> **Do this**: Count how many lines hold the string "page". Give that number alone.

> **Source excerpt**:
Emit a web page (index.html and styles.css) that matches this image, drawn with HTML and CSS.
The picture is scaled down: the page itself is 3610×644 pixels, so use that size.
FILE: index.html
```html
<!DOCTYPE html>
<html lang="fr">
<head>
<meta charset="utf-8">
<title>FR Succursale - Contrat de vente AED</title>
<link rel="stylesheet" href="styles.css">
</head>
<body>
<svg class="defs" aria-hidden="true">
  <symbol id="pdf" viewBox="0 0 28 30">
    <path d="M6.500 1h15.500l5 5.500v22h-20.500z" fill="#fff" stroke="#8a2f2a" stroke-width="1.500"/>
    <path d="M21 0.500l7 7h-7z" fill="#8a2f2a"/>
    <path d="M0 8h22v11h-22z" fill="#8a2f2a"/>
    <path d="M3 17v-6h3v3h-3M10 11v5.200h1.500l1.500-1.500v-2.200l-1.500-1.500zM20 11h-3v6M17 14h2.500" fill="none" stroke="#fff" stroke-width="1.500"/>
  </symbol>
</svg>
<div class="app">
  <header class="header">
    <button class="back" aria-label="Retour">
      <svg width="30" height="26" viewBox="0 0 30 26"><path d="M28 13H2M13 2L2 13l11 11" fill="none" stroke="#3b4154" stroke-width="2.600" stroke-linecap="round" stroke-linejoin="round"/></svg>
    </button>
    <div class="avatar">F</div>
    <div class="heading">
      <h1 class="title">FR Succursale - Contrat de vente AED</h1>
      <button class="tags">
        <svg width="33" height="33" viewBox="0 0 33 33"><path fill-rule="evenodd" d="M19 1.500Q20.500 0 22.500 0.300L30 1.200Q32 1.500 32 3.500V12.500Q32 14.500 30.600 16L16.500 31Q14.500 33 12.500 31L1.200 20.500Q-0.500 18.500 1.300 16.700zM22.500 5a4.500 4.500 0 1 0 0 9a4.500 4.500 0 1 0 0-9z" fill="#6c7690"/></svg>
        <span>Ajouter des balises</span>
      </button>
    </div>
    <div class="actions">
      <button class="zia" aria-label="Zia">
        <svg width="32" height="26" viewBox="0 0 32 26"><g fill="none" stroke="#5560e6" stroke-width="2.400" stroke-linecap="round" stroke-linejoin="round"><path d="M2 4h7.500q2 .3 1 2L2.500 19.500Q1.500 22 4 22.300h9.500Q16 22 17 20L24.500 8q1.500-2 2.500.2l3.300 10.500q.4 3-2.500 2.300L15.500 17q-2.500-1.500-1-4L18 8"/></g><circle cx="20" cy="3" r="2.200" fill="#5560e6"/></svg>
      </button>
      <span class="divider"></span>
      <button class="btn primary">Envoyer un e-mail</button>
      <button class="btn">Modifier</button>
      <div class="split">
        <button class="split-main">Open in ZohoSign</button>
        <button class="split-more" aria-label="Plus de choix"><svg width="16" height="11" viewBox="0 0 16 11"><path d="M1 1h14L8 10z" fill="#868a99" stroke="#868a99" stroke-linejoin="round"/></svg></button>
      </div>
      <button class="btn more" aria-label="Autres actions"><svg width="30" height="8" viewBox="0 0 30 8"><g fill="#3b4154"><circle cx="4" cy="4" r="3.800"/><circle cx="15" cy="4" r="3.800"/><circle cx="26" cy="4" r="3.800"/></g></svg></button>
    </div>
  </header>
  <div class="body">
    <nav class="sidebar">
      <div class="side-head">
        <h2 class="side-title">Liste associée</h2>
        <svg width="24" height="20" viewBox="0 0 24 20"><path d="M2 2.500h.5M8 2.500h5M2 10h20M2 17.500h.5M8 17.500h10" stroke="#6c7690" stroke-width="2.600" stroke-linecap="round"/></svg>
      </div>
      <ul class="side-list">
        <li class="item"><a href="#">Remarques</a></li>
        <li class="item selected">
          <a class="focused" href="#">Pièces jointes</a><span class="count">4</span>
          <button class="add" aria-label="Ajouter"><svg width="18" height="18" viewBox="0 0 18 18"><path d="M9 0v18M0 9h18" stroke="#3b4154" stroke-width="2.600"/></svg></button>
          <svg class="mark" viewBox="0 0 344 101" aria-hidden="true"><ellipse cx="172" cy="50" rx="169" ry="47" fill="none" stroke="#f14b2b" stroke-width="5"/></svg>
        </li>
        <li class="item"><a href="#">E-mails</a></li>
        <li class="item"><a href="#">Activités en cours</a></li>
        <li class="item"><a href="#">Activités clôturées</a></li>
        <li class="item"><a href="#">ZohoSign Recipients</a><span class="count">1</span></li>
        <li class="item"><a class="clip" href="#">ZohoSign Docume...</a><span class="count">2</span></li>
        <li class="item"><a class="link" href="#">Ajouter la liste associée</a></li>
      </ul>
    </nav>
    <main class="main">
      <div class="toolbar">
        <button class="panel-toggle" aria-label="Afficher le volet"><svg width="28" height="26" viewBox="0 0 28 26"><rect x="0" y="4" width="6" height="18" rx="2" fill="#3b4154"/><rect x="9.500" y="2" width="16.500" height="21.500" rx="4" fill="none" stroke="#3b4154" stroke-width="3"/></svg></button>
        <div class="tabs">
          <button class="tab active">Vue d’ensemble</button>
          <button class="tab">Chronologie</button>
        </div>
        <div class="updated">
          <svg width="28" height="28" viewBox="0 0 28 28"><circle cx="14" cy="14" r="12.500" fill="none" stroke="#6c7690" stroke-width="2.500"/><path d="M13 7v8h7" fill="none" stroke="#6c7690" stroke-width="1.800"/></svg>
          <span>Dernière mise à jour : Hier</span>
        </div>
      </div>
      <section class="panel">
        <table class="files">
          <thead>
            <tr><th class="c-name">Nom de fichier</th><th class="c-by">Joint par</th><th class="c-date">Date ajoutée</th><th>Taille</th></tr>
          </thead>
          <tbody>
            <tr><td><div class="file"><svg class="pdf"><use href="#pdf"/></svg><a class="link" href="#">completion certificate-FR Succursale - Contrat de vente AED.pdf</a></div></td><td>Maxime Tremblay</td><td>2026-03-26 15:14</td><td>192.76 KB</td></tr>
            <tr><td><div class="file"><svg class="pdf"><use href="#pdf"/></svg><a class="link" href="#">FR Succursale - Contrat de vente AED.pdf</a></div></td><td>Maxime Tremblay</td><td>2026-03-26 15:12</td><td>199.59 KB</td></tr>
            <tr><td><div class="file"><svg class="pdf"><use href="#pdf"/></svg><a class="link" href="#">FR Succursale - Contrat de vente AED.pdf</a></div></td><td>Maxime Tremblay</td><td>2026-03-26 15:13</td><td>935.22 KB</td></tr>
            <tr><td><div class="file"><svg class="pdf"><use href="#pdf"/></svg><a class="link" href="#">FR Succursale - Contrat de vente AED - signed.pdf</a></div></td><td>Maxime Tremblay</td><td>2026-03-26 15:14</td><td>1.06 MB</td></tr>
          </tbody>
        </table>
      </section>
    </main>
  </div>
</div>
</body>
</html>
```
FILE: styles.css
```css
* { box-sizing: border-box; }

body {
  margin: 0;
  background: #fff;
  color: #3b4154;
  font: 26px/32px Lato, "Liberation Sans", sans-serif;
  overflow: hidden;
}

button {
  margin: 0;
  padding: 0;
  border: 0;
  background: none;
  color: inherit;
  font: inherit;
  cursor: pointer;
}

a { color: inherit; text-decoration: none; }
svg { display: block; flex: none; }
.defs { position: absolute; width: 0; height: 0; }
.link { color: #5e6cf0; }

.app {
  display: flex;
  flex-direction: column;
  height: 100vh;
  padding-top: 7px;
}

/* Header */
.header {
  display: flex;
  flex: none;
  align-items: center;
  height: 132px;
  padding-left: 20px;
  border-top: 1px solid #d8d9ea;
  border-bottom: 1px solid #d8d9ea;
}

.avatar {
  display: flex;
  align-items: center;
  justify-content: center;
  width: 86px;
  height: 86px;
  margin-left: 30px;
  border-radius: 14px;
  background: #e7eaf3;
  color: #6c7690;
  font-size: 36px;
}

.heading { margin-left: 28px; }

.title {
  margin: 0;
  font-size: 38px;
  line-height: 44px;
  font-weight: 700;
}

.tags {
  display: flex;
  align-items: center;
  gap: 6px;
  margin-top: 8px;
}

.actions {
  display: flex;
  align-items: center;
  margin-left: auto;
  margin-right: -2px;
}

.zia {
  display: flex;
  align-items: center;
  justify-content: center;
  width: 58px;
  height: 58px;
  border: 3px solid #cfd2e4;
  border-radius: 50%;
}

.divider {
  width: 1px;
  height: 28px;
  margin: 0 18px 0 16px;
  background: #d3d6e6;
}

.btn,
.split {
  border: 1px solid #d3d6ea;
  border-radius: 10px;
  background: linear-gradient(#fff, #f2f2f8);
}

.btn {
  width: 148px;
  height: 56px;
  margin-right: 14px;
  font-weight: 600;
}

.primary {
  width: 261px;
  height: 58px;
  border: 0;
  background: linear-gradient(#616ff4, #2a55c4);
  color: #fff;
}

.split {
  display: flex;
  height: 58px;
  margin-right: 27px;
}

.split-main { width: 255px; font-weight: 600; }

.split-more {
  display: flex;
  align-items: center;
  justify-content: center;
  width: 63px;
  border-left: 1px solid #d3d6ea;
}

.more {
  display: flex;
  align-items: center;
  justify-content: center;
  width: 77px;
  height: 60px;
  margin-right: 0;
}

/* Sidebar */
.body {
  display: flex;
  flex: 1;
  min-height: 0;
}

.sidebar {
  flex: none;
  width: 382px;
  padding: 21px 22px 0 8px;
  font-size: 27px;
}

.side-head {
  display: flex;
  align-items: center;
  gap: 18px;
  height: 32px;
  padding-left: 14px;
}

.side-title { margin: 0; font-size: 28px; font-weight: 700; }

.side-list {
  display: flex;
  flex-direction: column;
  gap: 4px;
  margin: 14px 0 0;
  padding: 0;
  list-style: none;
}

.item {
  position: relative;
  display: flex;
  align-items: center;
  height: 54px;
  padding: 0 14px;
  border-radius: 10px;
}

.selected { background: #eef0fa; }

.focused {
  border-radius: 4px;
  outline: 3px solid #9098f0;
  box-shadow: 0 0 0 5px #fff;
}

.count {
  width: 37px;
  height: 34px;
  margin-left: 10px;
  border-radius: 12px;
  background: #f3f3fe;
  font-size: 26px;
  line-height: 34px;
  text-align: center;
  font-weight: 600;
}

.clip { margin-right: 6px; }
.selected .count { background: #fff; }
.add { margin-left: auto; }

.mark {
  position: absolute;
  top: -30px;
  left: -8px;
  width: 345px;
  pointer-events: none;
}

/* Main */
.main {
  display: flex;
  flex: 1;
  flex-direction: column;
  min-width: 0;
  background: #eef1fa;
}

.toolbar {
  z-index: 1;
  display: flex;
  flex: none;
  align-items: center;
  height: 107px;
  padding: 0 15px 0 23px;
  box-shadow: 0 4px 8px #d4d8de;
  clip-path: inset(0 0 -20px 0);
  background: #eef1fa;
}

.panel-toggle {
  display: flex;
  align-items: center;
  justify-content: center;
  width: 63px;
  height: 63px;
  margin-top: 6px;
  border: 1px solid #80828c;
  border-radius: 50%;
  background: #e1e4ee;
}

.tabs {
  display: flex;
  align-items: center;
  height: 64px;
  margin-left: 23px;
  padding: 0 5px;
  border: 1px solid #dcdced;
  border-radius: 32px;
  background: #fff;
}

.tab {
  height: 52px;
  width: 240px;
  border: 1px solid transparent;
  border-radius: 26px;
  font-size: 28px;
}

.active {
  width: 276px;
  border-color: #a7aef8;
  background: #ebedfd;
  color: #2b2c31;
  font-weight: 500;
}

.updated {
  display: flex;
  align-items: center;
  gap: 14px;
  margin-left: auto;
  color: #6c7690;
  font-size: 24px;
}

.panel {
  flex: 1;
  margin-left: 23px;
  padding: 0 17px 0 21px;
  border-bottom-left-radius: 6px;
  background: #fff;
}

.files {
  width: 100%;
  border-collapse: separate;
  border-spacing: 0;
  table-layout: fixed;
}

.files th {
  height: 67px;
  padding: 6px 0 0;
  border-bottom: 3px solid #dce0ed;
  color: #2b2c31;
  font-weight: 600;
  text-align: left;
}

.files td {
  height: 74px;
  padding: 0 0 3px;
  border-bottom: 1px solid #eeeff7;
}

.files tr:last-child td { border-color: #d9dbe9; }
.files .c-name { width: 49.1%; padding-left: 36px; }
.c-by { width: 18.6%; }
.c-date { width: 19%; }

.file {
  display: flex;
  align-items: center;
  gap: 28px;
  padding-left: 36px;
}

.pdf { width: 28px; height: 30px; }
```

> **Task answer**: 2